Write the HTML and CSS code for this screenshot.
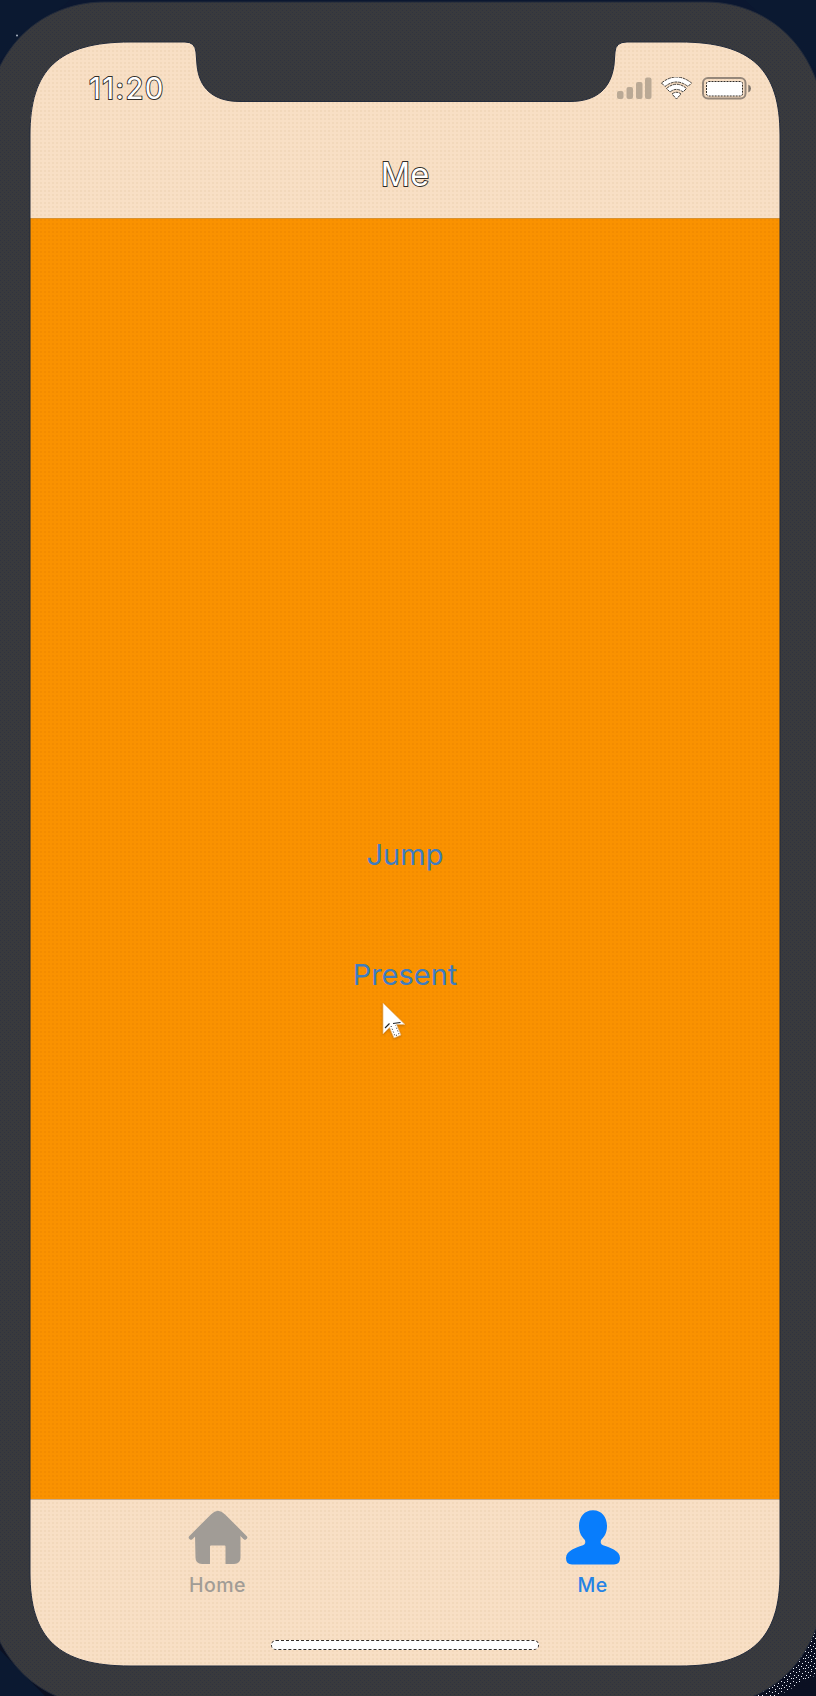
FILE: index.html
```
<!DOCTYPE html>
<html lang="en">
<head>
<meta charset="utf-8">
<title>Me</title>
<link rel="stylesheet" href="styles.css">
</head>
<body>
<main class="device">
  <div class="screen">
    <header class="top">
      <div class="status">
        <span class="time outlined">11:20</span>
        <svg class="indicators" width="134" height="24" viewBox="0 0 134 24">
          <g fill="#baa995">
            <rect x="0" y="14" width="6.5" height="8" rx="2"/>
            <rect x="9.5" y="10" width="6.5" height="12" rx="2"/>
            <rect x="19" y="5" width="6.5" height="17" rx="2"/>
            <rect x="28" y="0.5" width="6.5" height="21.5" rx="2"/>
          </g>
          <g fill="#fff" stroke="#302c28" stroke-width=".9" stroke-dasharray="3 .8" stroke-linejoin="round">
            <path d="M44.500 6Q59.500-6 74.500 6L71 9.500Q59.500 .5 48 9.500Z"/>
            <path d="M49.500 11.500Q59.500 3 69.500 11.500L66 15Q59.500 9.800 53 15Z"/>
            <path d="M55 17Q59.500 13.500 64 17L59.500 22Z"/>
          </g>
          <rect x="86" y="1" width="42.500" height="20.500" rx="5" fill="none" stroke="#95877a" stroke-width="2"/>
          <rect x="89.500" y="4.500" width="36" height="14.500" rx="2" fill="#fff" stroke="#302c28" stroke-dasharray="2 1"/>
          <path d="M131.300 7.500Q134 8.500 134 11.500T131.300 15.500Z" fill="#7d746b"/>
        </svg>
      </div>
      <h1 class="title"><span class="outlined">Me</span></h1>
    </header>
    <section class="content">
      <button class="action">Jump</button>
      <button class="action present">Present</button>
    </section>
    <nav class="tabs">
      <a class="tab">
        <svg width="60" height="54" viewBox="0 0 60 54">
          <path d="M3 27L24.500 5.500Q30 0 35.500 5.500L57 27" fill="none" stroke="#a19c96" stroke-width="4.500" stroke-linecap="round"/>
          <path d="M7 24L26 4Q30 1 34 4L52.500 24V47Q52.500 53.500 46 53.500H37.500V36Q37.500 35 36.500 35H23Q22 35 22 36V53.500H14Q7.500 53.500 7.500 47Z" fill="#a19c96"/>
        </svg>
        <span>Home</span>
      </a>
      <a class="tab active">
        <svg width="56" height="55" viewBox="0 0 56 55">
          <path d="M28 .3C36.500.3 42 7 42 16C42 23 39 27 36.500 29.500Q35.500 30.500 35.800 33Q36 34.500 38 35.300C44 37.500 55 40.500 55 48Q55 54.500 49 54.500H7Q1 54.500 1 48C1 40.500 12 37.500 18 35.300Q20 34.500 20.200 33Q20.500 30.500 19.500 29.500C17 27 14 23 14 16C14 7 19.500.3 28 .3Z" fill="#087dfc"/>
        </svg>
        <span>Me</span>
      </a>
    </nav>
    <div class="home-area"><i class="home-bar"></i></div>
  </div>
  <svg class="bezel" width="816" height="1696" viewBox="0 0 816 1696">
    <defs>
      <pattern id="grain" width="4" height="4" patternUnits="userSpaceOnUse">
        <rect width="4" height="4" fill="#393a3d"/>
        <path d="M0 0h1v1H0zM2 2h1v1H2z" fill="#2f3340"/>
      </pattern>
      <pattern id="stars" width="12" height="10" patternUnits="userSpaceOnUse">
        <path d="M1 1h1v1H1zM4 2h1v1H4zM7 1h1v1H7zM10 3h1v1h-1zM2 5h1v1H2zM6 5h1v1H6zM9 6h1v1H9zM1 8h1v1H1zM4 7h1v1H4zM7 9h1v1H7zM11 8h1v1h-1z" fill="#e9edf5"/>
      </pattern>
      <linearGradient id="sky" x1="0" y1="0" x2="0" y2="1">
        <stop offset="0" stop-color="#0b1730"/><stop offset="1" stop-color="#0b1022"/>
      </linearGradient>
    </defs>
    <path fill="url(#sky)" fill-rule="evenodd" d="M0 0H816V1696H0ZM30 42V1666H780V42Z"/>
    <path fill="#0b1931" d="M0 0H70L0 60ZM816 0H745L816 70ZM0 1650V1696H45Z"/>
    <path fill="url(#stars)" d="M816 1625V1675L778 1696H748L785 1665Z"/>
    <circle cx="17" cy="35.500" r="1" fill="#aeb6c4"/>
    <path fill="url(#grain)" stroke="#232b3b" stroke-width="1" fill-rule="evenodd" d="M-16 140C-16 50 40 2 105 2H705C770 2 826 50 826 140V1568C826 1658 770 1706 705 1706H105C40 1706-16 1658-16 1568ZM30 135V1573C30 1638 58 1666 130 1666H680C752 1666 780 1638 780 1573V135C780 70 752 42 680 42H627Q615.500 42 615 52L614 65C611 88 597 101.500 570 101.500H240C213 101.500 199 88 197 65L196 52Q195 42 185 42H130C58 42 30 70 30 135Z"/>
  </svg>
  <svg class="pointer" width="26" height="40" viewBox="0 0 26 40">
    <path d="M2 2V33L8.500 26.500L13 37L20 34L15.500 23.500H24Z" fill="#fff" stroke="#e7b879" stroke-width=".7"/>
    <path d="M4 27L8.500 22.500M12 22.500L19.500 21.500" fill="none" stroke="#222" stroke-width="1.200"/>
    <path d="M10 25L14 35L18 33L14.500 24.500" fill="none" stroke="#222" stroke-dasharray="1 2"/>
  </svg>
</main>
</body>
</html>
```
FILE: styles.css
```
* { box-sizing: border-box; }

body {
  margin: 0;
  overflow: hidden;
  background: #0b1428;
  font-family: Inter, "Liberation Sans", sans-serif;
}

.device {
  position: relative;
  width: 816px;
  height: 1696px;
  padding: 42px 36px 30px 30px;
}

.screen {
  display: flex;
  flex-direction: column;
  width: 750px;
  height: 1624px;
  background-color: #f8dfc5;
  background-image: conic-gradient(#f2d8bb 25%, transparent 0);
  background-size: 4px 4px;
}

.top {
  height: 176px;
  padding-top: 34px;
}

.status {
  display: flex;
  justify-content: space-between;
  height: 60px;
  padding: 0 29px 0 59px;
}

.time {
  font-size: 29.5px;
  line-height: 25px;
  letter-spacing: 1.3px;
}

.indicators { margin-top: 1px; }

.outlined {
  color: #fff;
  -webkit-text-stroke: 1.8px #302c28;
  paint-order: stroke fill;
}

.title {
  margin: 19px 0 0;
  font-size: 32.5px;
  font-weight: 400;
  line-height: 40px;
  text-align: center;
}

.content {
  display: flex;
  flex: 1;
  flex-direction: column;
  align-items: center;
  gap: 80px;
  padding-top: 616px;
  border-top: 1px solid #d9912e;
  background-color: #fa9200;
  background-image: conic-gradient(#f38c00 25%, transparent 0);
  background-size: 4px 4px;
}

.action {
  padding: 0;
  border: 0;
  background: none;
  color: #3e7dc0;
  font: 29px/40px Inter, "Liberation Sans", sans-serif;
}

.tabs {
  display: flex;
  height: 113px;
  padding-top: 10px;
  border-top: 1px solid #c9ac8c;
}

.tab {
  display: flex;
  flex: 1;
  flex-direction: column;
  align-items: center;
  gap: 7px;
  color: #a19c96;
  font-size: 19.5px;
  font-weight: 500;
  line-height: 26px;
  letter-spacing: .5px;
}

.tab svg { height: 55px; }

.active { color: #2583e6; }

.home-area {
  display: flex;
  justify-content: center;
  height: 54px;
  padding-top: 28px;
}

.home-bar {
  width: 268px;
  height: 10px;
  border: 1px dashed #302c28;
  border-radius: 5px;
  background: #fff;
}

.bezel {
  position: absolute;
  top: 0;
  left: 0;
}

.pointer {
  position: absolute;
  top: 1001px;
  left: 381px;
  filter: drop-shadow(0 1px 1px rgb(120 60 0 / 40%));
}
```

———

Take the listing above and print it exactly, apart from the pictures.

Write the HTML and CSS code for this screenshot.
FILE: index.html
```
<!DOCTYPE html>
<html lang="en">
<head>
<meta charset="utf-8">
<title>Me</title>
<link rel="stylesheet" href="styles.css">
</head>
<body>
<main class="device">
  <div class="screen">
    <header class="top">
      <div class="status">
        <span class="time outlined">11:20</span>
        <svg class="indicators" width="134" height="24" viewBox="0 0 134 24">
          <g fill="#baa995">
            <rect x="0" y="14" width="6.5" height="8" rx="2"/>
            <rect x="9.5" y="10" width="6.5" height="12" rx="2"/>
            <rect x="19" y="5" width="6.5" height="17" rx="2"/>
            <rect x="28" y="0.5" width="6.5" height="21.5" rx="2"/>
          </g>
          <g fill="#fff" stroke="#302c28" stroke-width=".9" stroke-dasharray="3 .8" stroke-linejoin="round">
            <path d="M44.500 6Q59.500-6 74.500 6L71 9.500Q59.500 .5 48 9.500Z"/>
            <path d="M49.500 11.500Q59.500 3 69.500 11.500L66 15Q59.500 9.800 53 15Z"/>
            <path d="M55 17Q59.500 13.500 64 17L59.500 22Z"/>
          </g>
          <rect x="86" y="1" width="42.500" height="20.500" rx="5" fill="none" stroke="#95877a" stroke-width="2"/>
          <rect x="89.500" y="4.500" width="36" height="14.500" rx="2" fill="#fff" stroke="#302c28" stroke-dasharray="2 1"/>
          <path d="M131.300 7.500Q134 8.500 134 11.500T131.300 15.500Z" fill="#7d746b"/>
        </svg>
      </div>
      <h1 class="title"><span class="outlined">Me</span></h1>
    </header>
    <section class="content">
      <button class="action">Jump</button>
      <button class="action present">Present</button>
    </section>
    <nav class="tabs">
      <a class="tab">
        <svg width="60" height="54" viewBox="0 0 60 54">
          <path d="M3 27L24.500 5.500Q30 0 35.500 5.500L57 27" fill="none" stroke="#a19c96" stroke-width="4.500" stroke-linecap="round"/>
          <path d="M7 24L26 4Q30 1 34 4L52.500 24V47Q52.500 53.500 46 53.500H37.500V36Q37.500 35 36.500 35H23Q22 35 22 36V53.500H14Q7.500 53.500 7.500 47Z" fill="#a19c96"/>
        </svg>
        <span>Home</span>
      </a>
      <a class="tab active">
        <svg width="56" height="55" viewBox="0 0 56 55">
          <path d="M28 .3C36.500.3 42 7 42 16C42 23 39 27 36.500 29.500Q35.500 30.500 35.800 33Q36 34.500 38 35.300C44 37.500 55 40.500 55 48Q55 54.500 49 54.500H7Q1 54.500 1 48C1 40.500 12 37.500 18 35.300Q20 34.500 20.200 33Q20.500 30.500 19.500 29.500C17 27 14 23 14 16C14 7 19.500.3 28 .3Z" fill="#087dfc"/>
        </svg>
        <span>Me</span>
      </a>
    </nav>
    <div class="home-area"><i class="home-bar"></i></div>
  </div>
  <svg class="bezel" width="816" height="1696" viewBox="0 0 816 1696">
    <defs>
      <pattern id="grain" width="4" height="4" patternUnits="userSpaceOnUse">
        <rect width="4" height="4" fill="#393a3d"/>
        <path d="M0 0h1v1H0zM2 2h1v1H2z" fill="#2f3340"/>
      </pattern>
      <pattern id="stars" width="12" height="10" patternUnits="userSpaceOnUse">
        <path d="M1 1h1v1H1zM4 2h1v1H4zM7 1h1v1H7zM10 3h1v1h-1zM2 5h1v1H2zM6 5h1v1H6zM9 6h1v1H9zM1 8h1v1H1zM4 7h1v1H4zM7 9h1v1H7zM11 8h1v1h-1z" fill="#e9edf5"/>
      </pattern>
      <linearGradient id="sky" x1="0" y1="0" x2="0" y2="1">
        <stop offset="0" stop-color="#0b1730"/><stop offset="1" stop-color="#0b1022"/>
      </linearGradient>
    </defs>
    <path fill="url(#sky)" fill-rule="evenodd" d="M0 0H816V1696H0ZM30 42V1666H780V42Z"/>
    <path fill="#0b1931" d="M0 0H70L0 60ZM816 0H745L816 70ZM0 1650V1696H45Z"/>
    <path fill="url(#stars)" d="M816 1625V1675L778 1696H748L785 1665Z"/>
    <circle cx="17" cy="35.500" r="1" fill="#aeb6c4"/>
    <path fill="url(#grain)" stroke="#232b3b" stroke-width="1" fill-rule="evenodd" d="M-16 140C-16 50 40 2 105 2H705C770 2 826 50 826 140V1568C826 1658 770 1706 705 1706H105C40 1706-16 1658-16 1568ZM30 135V1573C30 1638 58 1666 130 1666H680C752 1666 780 1638 780 1573V135C780 70 752 42 680 42H627Q615.500 42 615 52L614 65C611 88 597 101.500 570 101.500H240C213 101.500 199 88 197 65L196 52Q195 42 185 42H130C58 42 30 70 30 135Z"/>
  </svg>
  <svg class="pointer" width="26" height="40" viewBox="0 0 26 40">
    <path d="M2 2V33L8.500 26.500L13 37L20 34L15.500 23.500H24Z" fill="#fff" stroke="#e7b879" stroke-width=".7"/>
    <path d="M4 27L8.500 22.500M12 22.500L19.500 21.500" fill="none" stroke="#222" stroke-width="1.200"/>
    <path d="M10 25L14 35L18 33L14.500 24.500" fill="none" stroke="#222" stroke-dasharray="1 2"/>
  </svg>
</main>
</body>
</html>
```
FILE: styles.css
```
* { box-sizing: border-box; }

body {
  margin: 0;
  overflow: hidden;
  background: #0b1428;
  font-family: Inter, "Liberation Sans", sans-serif;
}

.device {
  position: relative;
  width: 816px;
  height: 1696px;
  padding: 42px 36px 30px 30px;
}

.screen {
  display: flex;
  flex-direction: column;
  width: 750px;
  height: 1624px;
  background-color: #f8dfc5;
  background-image: conic-gradient(#f2d8bb 25%, transparent 0);
  background-size: 4px 4px;
}

.top {
  height: 176px;
  padding-top: 34px;
}

.status {
  display: flex;
  justify-content: space-between;
  height: 60px;
  padding: 0 29px 0 59px;
}

.time {
  font-size: 29.5px;
  line-height: 25px;
  letter-spacing: 1.3px;
}

.indicators { margin-top: 1px; }

.outlined {
  color: #fff;
  -webkit-text-stroke: 1.8px #302c28;
  paint-order: stroke fill;
}

.title {
  margin: 19px 0 0;
  font-size: 32.5px;
  font-weight: 400;
  line-height: 40px;
  text-align: center;
}

.content {
  display: flex;
  flex: 1;
  flex-direction: column;
  align-items: center;
  gap: 80px;
  padding-top: 616px;
  border-top: 1px solid #d9912e;
  background-color: #fa9200;
  background-image: conic-gradient(#f38c00 25%, transparent 0);
  background-size: 4px 4px;
}

.action {
  padding: 0;
  border: 0;
  background: none;
  color: #3e7dc0;
  font: 29px/40px Inter, "Liberation Sans", sans-serif;
}

.tabs {
  display: flex;
  height: 113px;
  padding-top: 10px;
  border-top: 1px solid #c9ac8c;
}

.tab {
  display: flex;
  flex: 1;
  flex-direction: column;
  align-items: center;
  gap: 7px;
  color: #a19c96;
  font-size: 19.5px;
  font-weight: 500;
  line-height: 26px;
  letter-spacing: .5px;
}

.tab svg { height: 55px; }

.active { color: #2583e6; }

.home-area {
  display: flex;
  justify-content: center;
  height: 54px;
  padding-top: 28px;
}

.home-bar {
  width: 268px;
  height: 10px;
  border: 1px dashed #302c28;
  border-radius: 5px;
  background: #fff;
}

.bezel {
  position: absolute;
  top: 0;
  left: 0;
}

.pointer {
  position: absolute;
  top: 1001px;
  left: 381px;
  filter: drop-shadow(0 1px 1px rgb(120 60 0 / 40%));
}
```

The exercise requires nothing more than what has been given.